On June 17, 1998, Costello was found stabbed to death in the couple's apartment. Laudor had been experiencing a particularly severe psychotic episode that day, to the point where Costello had told her boss in the morning that she could not come to work due to a "personal emergency". After attempting to defuse the situation on the phone, Laudor's mother Ruth called the police urging them to conduct a welfare check on the couple. Laudor was apprehended for the crime 170 miles away on the campus of Cornell University in Ithaca, New York, after he had driven there and promptly turned himself in to campus police. It is unclear why Laudor drove to Cornell, as he had no known connections to the university besides his time there in high school.
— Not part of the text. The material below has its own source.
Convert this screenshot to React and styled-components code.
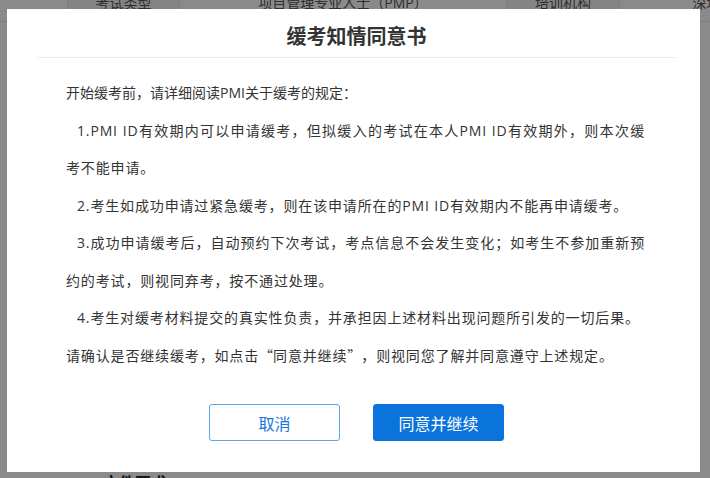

Laudor was charged with second-degree murder by Jeanine Pirro, then the district attorney of Westchester County, but did not stand trial as prosecutors accepted Laudor's plea of not guilty by reason of mental defect. This conclusion was supported by three psychiatrists, who argued that Laudor believed his fiancée was "a nonperson, a robot or a doll... planning to kill or torture him". One psychiatric report claimed that an impending crisis intervention team visit arranged by Laudor's mother and doctor had triggered Laudor's fears of being tortured and lobotomized. According to Laudor's lawyer, Laudor had not realized that Costello was dead for six weeks after his arrest, and as a friend of Laudor's later recounted, he had been confused about why Costello was not visiting him in custody. Pirro stated that she was obligated to accept the insanity plea but criticized that the case would not go to trial, as did Costello's mother and sister. Costello was buried in her hometown of Newton, Massachusetts.

==Later developments==
Laudor was committed to the Mid-Hudson Forensic Psychiatric Center in New Hampton, New York and remains institutionalized there as of 2023. Laudor's movie and book deals were canceled, with Ron Howard going on to make A Beautiful Mind in 2001 about schizophrenic mathematician John Nash, whose story was deemed more palatable for audiences. A Beautiful Mind went on to win four Academy Awards, including Best Picture.

In April 2023, a close friend of Laudor's since childhood, Jonathan Rosen, published a memoir centered on Laudor's life entitled The Best Minds: A Story of Friendship, Madness, and the Tragedy of Good Intentions. The book has received significant praise from critics.